Here is an example using data found for the flow rate of the Jolly Giant Creek on Humboldt State University grounds: Using this data, the volumetric flow rate (Q) is equal to the volume of the bucket (V) divided by the average time (t).
Q=v/t

where t=\frac{13.2s+14s+14.5s+13s+13.4s+13.1s}{6 trials}=13.5 seconds

so t = 13.5 seconds and V = 5 gallons

Q = \frac{V}{t}= \frac{5 gallons}{13.5 seconds} = 0.37 \frac{gallons}{second}

So the flow rate is 0.37 gallons/second or Q = 0.37 gal/sec * 60 sec/min = 22.2 gallons/minute.
Therefore the flowrate (Q) is 22.2 GPM.

Float method[edit]

Figure Three: Finding the flow rate using a float and a meter stick.

The float method (also known as the cross-sectional method) is used to measure the flow rate for larger streams and rivers. It is found by multiplying a cross sectional area of the stream by the velocity of the water. To measure the flow rate using the float method:

  1. Locate a spot in the stream that will act as the cross section of the stream.
  2. Using a meter stick, or some other means of measurement, measure the depth of the stream at equal intervals along the width of the stream (see Figure Three). This method is similar to hand calculating a Riemann sum for the width of the river.
  3. Once this data is gathered, multiply each depth by the interval it was taken in and add all the amounts together. This calculation is the area of a cross section of the stream.
  4. Decide on a length of the stream, typically longer than the width of the river, to send a floating object down (oranges work great).[3] (L. Grafman, personal communication, November 2, 2009.)
  5. Using a stopwatch, measure the time it takes the float to travel down the length of stream from step 4.
  6. Repeat step five 5-10 times and determine the average time taken for the float to travel the stream. Throw the float into the water at differnet distances from the shoreline in order to gain a more accuartate average.
  7. Divide the stream length found in step 4 by the average time in step 6 to determine the average velocity of the stream.
  8. The velocity found in step 7 must be multiplied by a friction correction factor. Since the top of a stream flows faster than the bottom due to friction against the stream bed, the friction correction factor evens out the flow.

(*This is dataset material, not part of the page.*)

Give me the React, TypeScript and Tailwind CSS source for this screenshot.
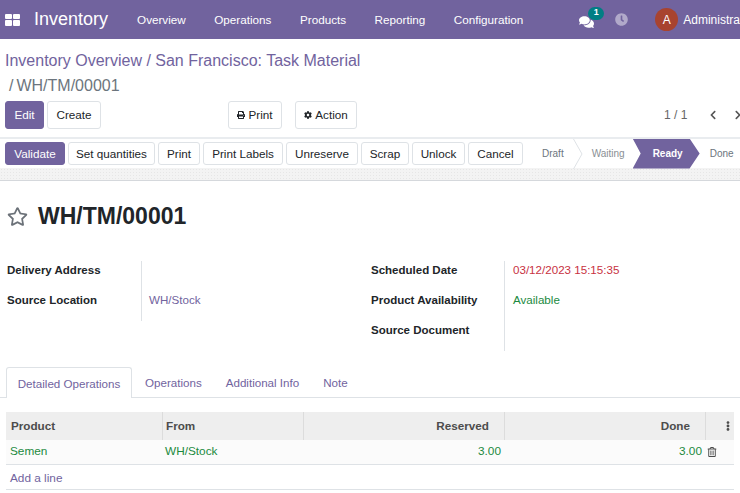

For rough or rocky bottoms, multiply the velocity by 0.85. For smooth, muddy, sandy, or smooth bedrock conditions, multiply the velocity by a correction factor of 0.9. [4]
  9. The corrected velocity multiplied by the cross sectional area yields the flow rate in volume/time. (Be sure to keep consistent units of length/distance when measuring the cross section and the velocity eg. meters, feet)

Weirs[edit]

Figure Four: An example of a V-notch weir

Weirs are small dams that can be used in measuring flow rate for small to medium sized streams (a few meters or wider). They allow overflow of the stream to pour over the top of the weir, creating a waterfall, as seen in Figure Four. Weirs increase the change in elevation making the streamflow more consistent which makes flow rate measurements more precise. However, it is very important that all the water in the stream be directed into the weir for it to accurately represent the stream flow. It is also important to keep sediment from building up behind the weir. Sharp crested weirs work best. [5] There are many different types of weirs which include broad crested weirs, sharp crested weirs, combination weirs, V-notch weirs and minimum energy loss weirs. [6]

Meters[edit]

Meters are devices that measure the stream flow by directly measuring the current. There are many different types of meters by the most common is the Pygmy meter, the vortex meter, the flow probe, and the current meter: They are briefly described below.

Further reading[edit]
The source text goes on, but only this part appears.